The ability of dinosaurs to construct radiation detectors, take measurements, and record the results has not yet been proven, and it is quite likely that they did not actually do any such thing. Yet we know the half-lives of elements that are longer than the time that dinosaurs ruled the Earth.

In order to explain how this is possible, it is first necessary to clarify what the half-life is. A radioactive isotope has an unstable atomic nucleus. Its number of protons and neutrons causes it not to hold together very well. Sooner or later, it will decay so the resulting structure will be more stable.

So-called radioactive decay can take many forms. For example, the nucleus expels an alpha particle, i.e. the nucleus of a helium atom made up of two protons and two neutrons. It can also change a proton into a neutron, or vice versa, and expel the excess electron or positron produced by this transformation. This is called beta decay. Or it simply breaks into several pieces in spontaneous fission.

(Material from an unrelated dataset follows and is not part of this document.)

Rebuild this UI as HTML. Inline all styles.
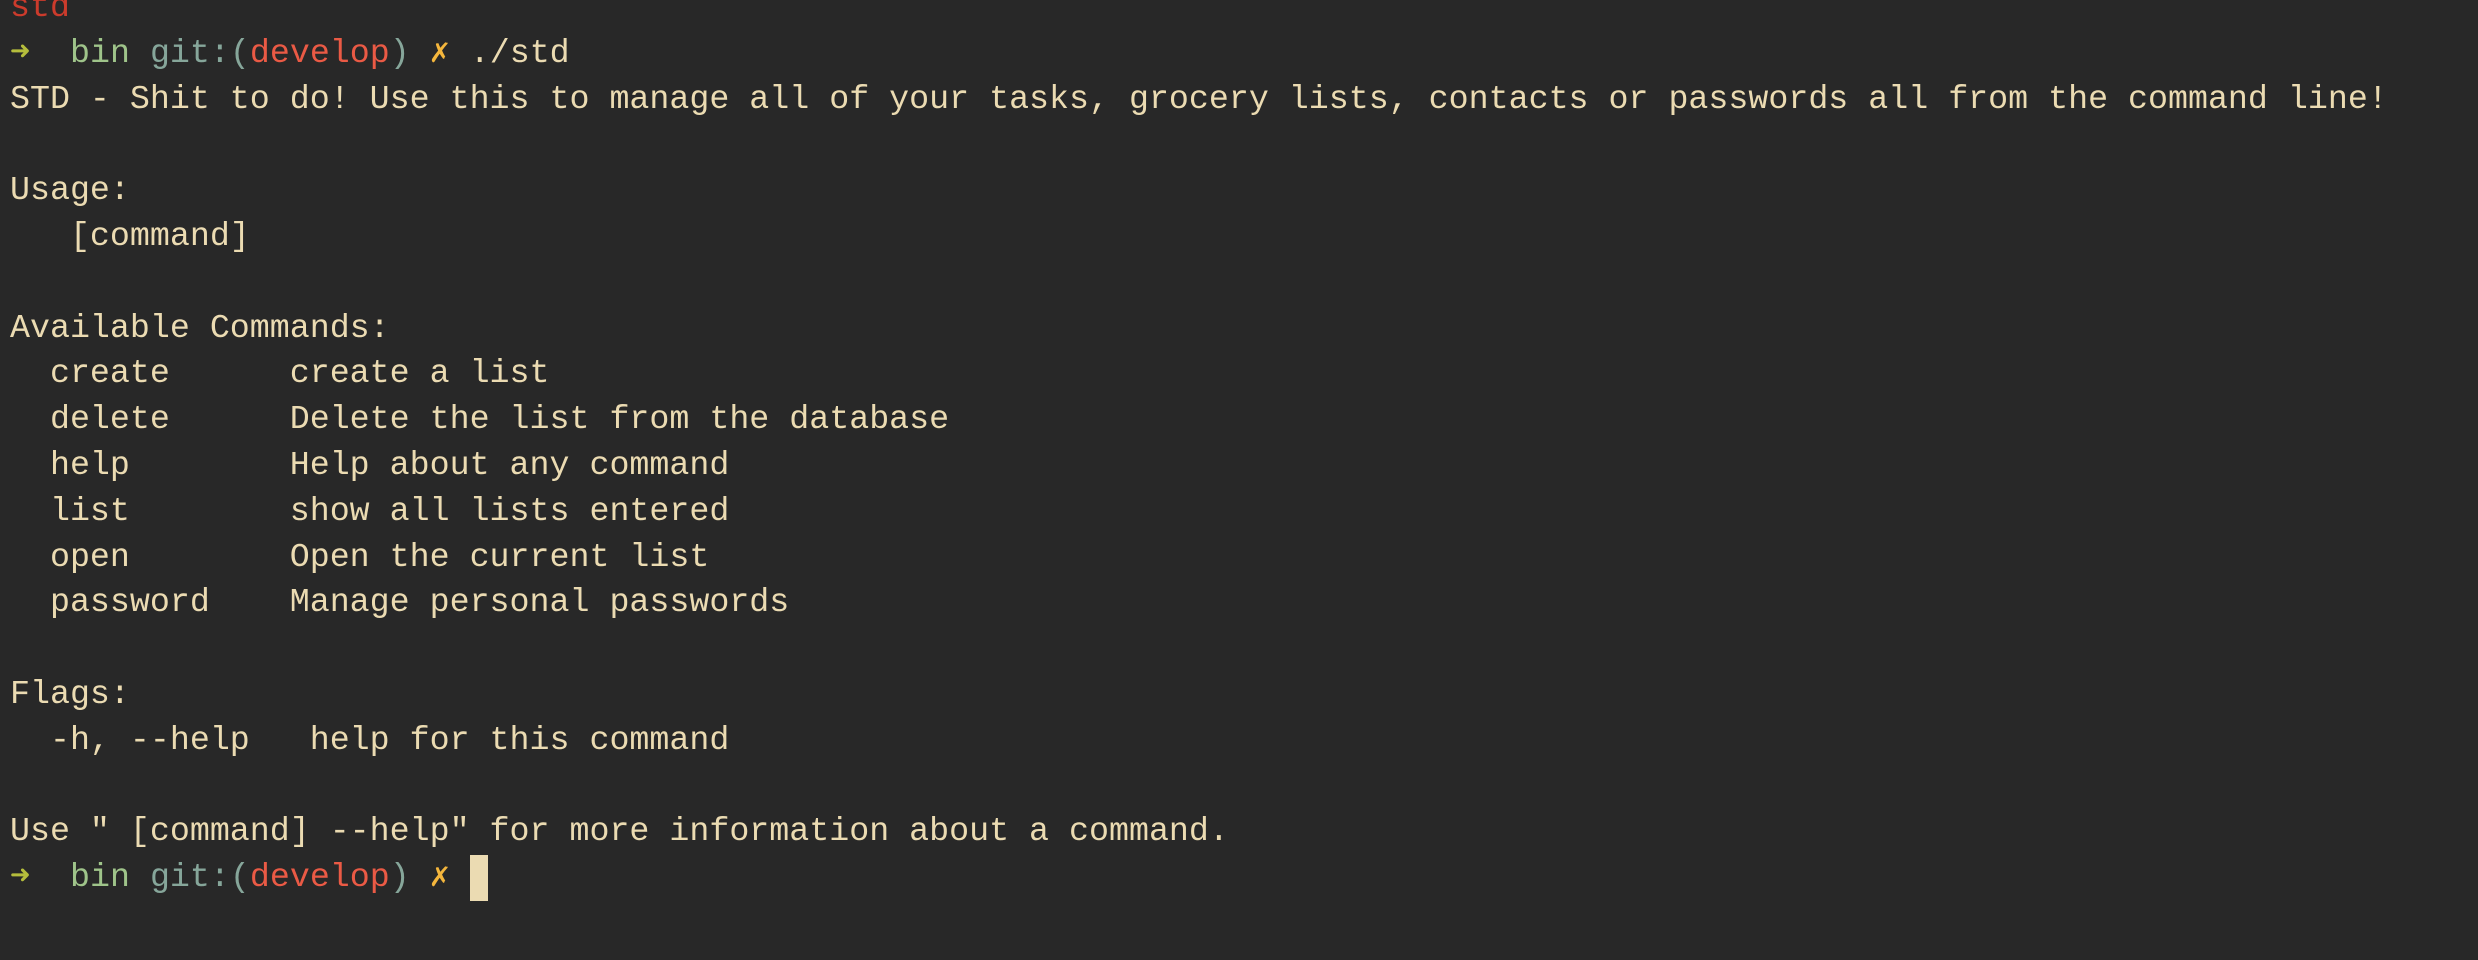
<!DOCTYPE html>
<html><head><meta charset="utf-8"><style>
html,body{margin:0;padding:0;background:#282828;width:2478px;height:960px;overflow:hidden}
pre{position:absolute;left:10px;top:-15px;margin:0;font-family:"Liberation Mono","DejaVu Sans Mono",monospace;font-size:33.3px;line-height:45.8px;color:#ebdbb2;white-space:pre}
.r{color:#cc3b2c}.a{color:#b5bd3c}.g{color:#9fc48a}.q{color:#86a69a}.d{color:#ea5a45}.x{color:#f4b63c}
.c{display:inline-block;width:18px;height:46px;background:#ebdbb2;vertical-align:top;margin-top:0}
</style></head><body><pre><span class="r">std</span>
<span class="a">➜</span>  <span class="g">bin</span> <span class="q">git:(</span><span class="d">develop</span><span class="q">)</span> <span class="x">✗</span> ./std
STD - Shit to do! Use this to manage all of your tasks, grocery lists, contacts or passwords all from the command line!

Usage:
   [command]

Available Commands:
  create      create a list
  delete      Delete the list from the database
  help        Help about any command
  list        show all lists entered
  open        Open the current list
  password    Manage personal passwords

Flags:
  -h, --help   help for this command

Use " [command] --help" for more information about a command.
<span class="a">➜</span>  <span class="g">bin</span> <span class="q">git:(</span><span class="d">develop</span><span class="q">)</span> <span class="x">✗</span> <span class="c"></span></pre></body></html>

Scientists try to theoretically calculate the half-life from the configuration of protons and neutrons, but this method is not always reliable. So they often choose a more precise method of measurement.

Although we have a lot of data about the nucleus of an atom, if we put one atom of a particular isotope on the table in front of us, we can’t tell if it will decay now or after a thousand years. If we put a few billion of them in front of us and start measuring, we find that atoms decay gradually. Here one, there another. Over a period of time, half the atoms we've prepared will decay. And that time is called the half-life.

Naturally, no one sat by a pile of uranium-238 for four and a half billion years to watch half the atoms decay during that time.

The half-life can also be perceived in another way. As the probability that a given atom will decay, for example, in the next minute. For elements with a long half-life this probability is small, while elements with a short half-life have a high chance of decaying in the next minute. Then all you have to do is take a sufficiently large number of atoms of a given isotope and measure how many decay in a minute or hour. Then you can calculate the half-life of the isotope.

The matter is simplified by the fact that a mere gram of uranium contains about 6 × 10²³ atoms, so there are plenty of samples to measure. If we consider the aforementioned isotope 238, in that amount of atoms, about 45 million should decay in one hour. Which is already well measurable and then from such a measurement the half-life can be calculated. The help of dinosaur scientists is not necessary at all.